3. Chili Dark Chocolate — Taste 14

Lindt

Average Price: $3.99

The Chocolate Bar:

This bar has a 47 percent dark chocolate base that’s cut with butterfat. The chili is added through an extract and aroma, not chili bits (like the orange above).

Bottom Line:

This is really subtle. The chili slowly builds over time, creating a warmth that counterpoints the dark aspects of the chocolate really well. This is also a great addition to a chili pot to add that x-factor.
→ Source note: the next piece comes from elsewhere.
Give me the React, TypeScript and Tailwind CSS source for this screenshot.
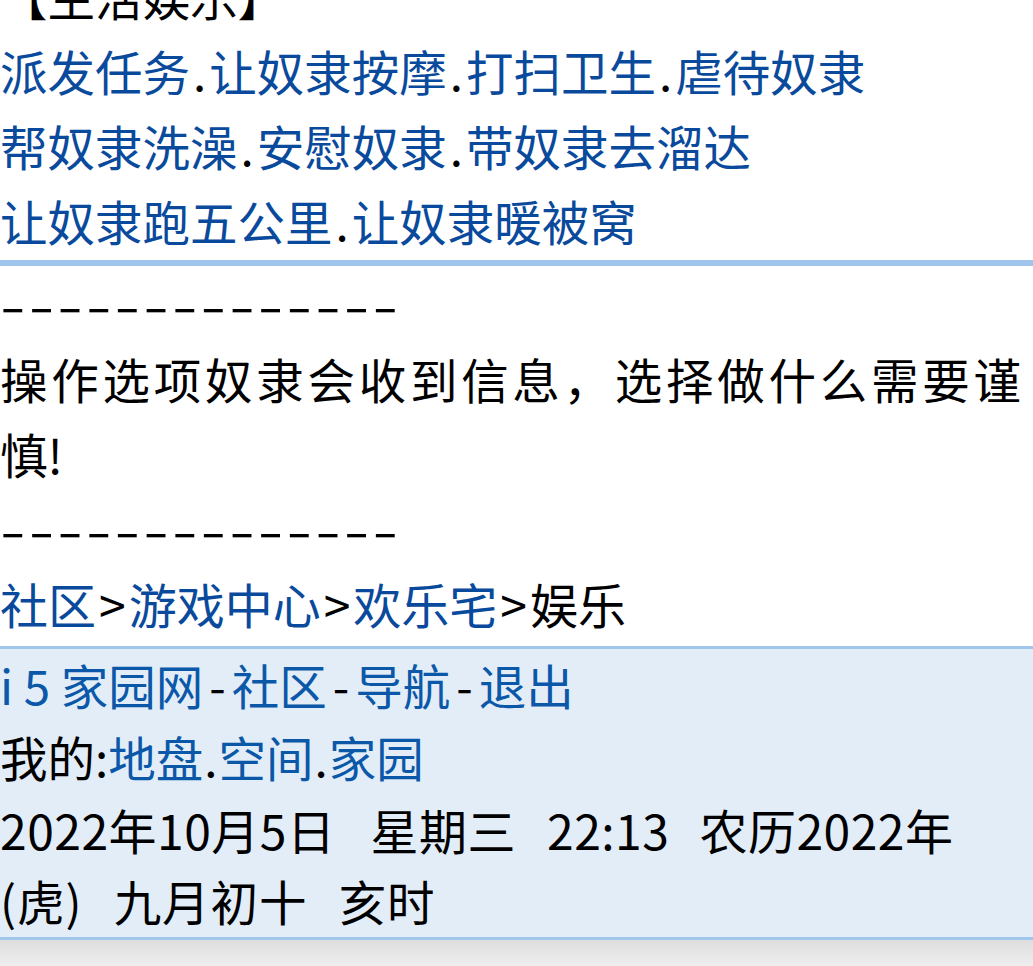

2. 70% Cocoa Smooth Blend Dark Chocolate — Taste 10

Lindt

Average Price: $3.99

The Chocolate Bar:

This 70 percent dark chocolate bar is just touched by sugar and vanilla to create an easy-to-love bar. The “smooth blend” refers to the blend of cocoa beans used in the mix, sourced from Ecuador, Madagascar, Ghana, and the Caribbean islands.

Bottom Line:

This was both interesting and delicious. That floral honey note next to the pure silky nature of the bar was hard to beat. There was just the right amount of bitterness but not because it was overly sweetened. It was more a build of flavor notes that paid off in a dark chocolate prize at the end.

1. Milk Chocolate 65% Cocoa — Taste 9

Lindt

Average Price: $6.35

The Chocolate Bar:

This is 65 percent cocoa cut with heavy cream, butterfat, and sugar. It’s a simple mix that has just the right balance.

Bottom Line:

This felt like the perfect bridge between the worlds of creamy and sweet milk chocolate and bitter and stark dark chocolate. Neither is overpowering yet both are very present. You’re not losing anything from either the milk chocolate or dark chocolate to make room for one or the other.

It’s just really balanced, nuanced, and delicious.

Part 3: Final Thoughts

Zach Johnston

I wasn’t expecting too much here. That being said, I am surprised a bar of milk chocolate made the top seed, given my disposition to all things dark chocolate. Still, this is comfort food and I was comforted — for the most part.

I’ll probably never go back to the pomegranate bar. It’s just too sickly sweet. The rest, however, all seem to have their place. Even the 90 percent-plus bars are clearly great candidates for cooking and baking. Now it’s time for a savory cheesesteak to cleanse my palate.